Am nächsten Tag zieht es uns wieder nach oben, wo der Wind deutlich an Kraft zugelegt hat. Heute ist tatsächlich weit und breit keine Menschenseele unterwegs. Am ersten Gipfel angekommen nehmen wir die Route nach Osten, wo wir so lange marschieren, bis uns der heftige Wind fast abheben lässt. Wir beratschlagen uns eine Weile, bevor wir uns entscheiden umzukehren. Ines vermag es, mit solchen Situationen bemerkenswert pragmatisch umzugehen, während ich leichter dem Ehrgeiz erliege und der vorzeitige Abstieg mich etwas mehr zwickt. Die zeitige Rückkehr am Nachmittag bewirkt, dass wir einen Rundgang zwischen den leerstehenden Hotels und Appartementhäusern machen. Über hohe Wiesen und dichtes Gestrüpp, die sich langsam ihren Platz zurückerobern, gelangt man zu den Eingängen der Häuser. Unvorstellbar, was hier schiefgegangen ist bzw. wie so ein schöner Ort voller Potential dem Verfall preisgegeben wird. Ich finde sogar ein Fußballfeld und daneben einen intakten Basketballkorb. Der wird wenig später natürlich getestet. Der Gummibelag ist bereits von etlichen Pflanzen durchdrungen und in einem bescheidenen Zustand.

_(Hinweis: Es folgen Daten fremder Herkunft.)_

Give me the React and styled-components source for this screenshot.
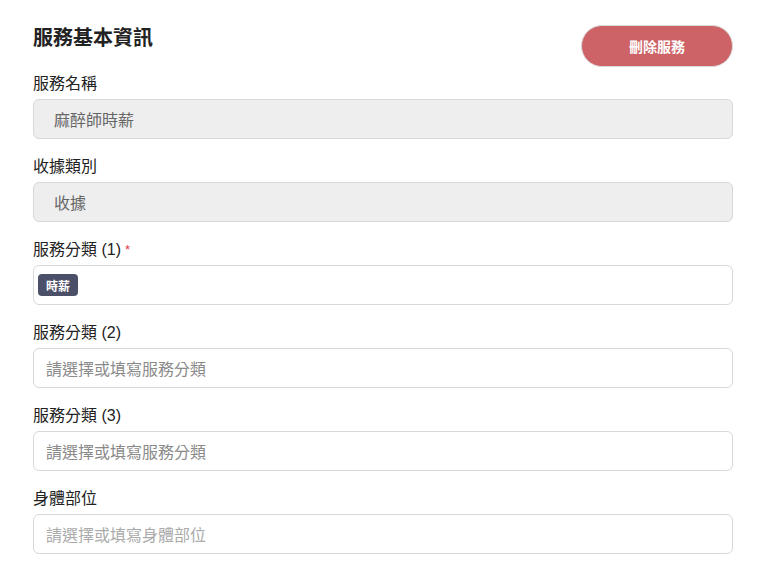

Netz gibt es keines mehr und zu meiner Enttäuschung, handelt es sich um einen Korb in "Minihöhe", wo man das Werfen eher verlernt. Mit 13 oder 14 Jahren wäre mir das egal gewesen und ich hätte mich stundenlang in den spektakulärsten Dunks meiner NBA-Helden geübt. Die Erinnerung an mein kindliches Ich beflügelt mich jedenfalls soweit, dass ich so tue, als wäre ich 30 Jahre jünger. Die Erfahrung ist überschaubar, die Beweglichkeit und Sprungkraft vergangener Zeiten dahin. Trotzdem macht es Spaß und ein paar gute Dunks gelingen mir. Mein kindliches Ich hätte (wenn es damals die Möglichkeit gehabt hätte) das Ganze natürlich gefilmt, um bei anschließender Videoanalyse an Stil und Technik zu feilen. So weit gehe ich nicht, aber ausgestattet mit einem modernen Smartphone, teste ich zumindest, ob der Selbstauslöser funktioniert. Zurück beim Bus berichte ich Ines von meiner Zeitreise und präsentiere ihr das einzige Foto, das ich ordentlich timen konnte. Die Nacht von San Juan steht an. Erwartungsgemäß verläuft sie ruhig in den Bergen. Weder ein fernes Feuer, noch die Funken eines Feuerwerks erreichen uns. Die herrliche Kulisse hier in Valgrande Pajares entschädigt allemal und vermag es dafür, uns von innen strahlen zu lassen.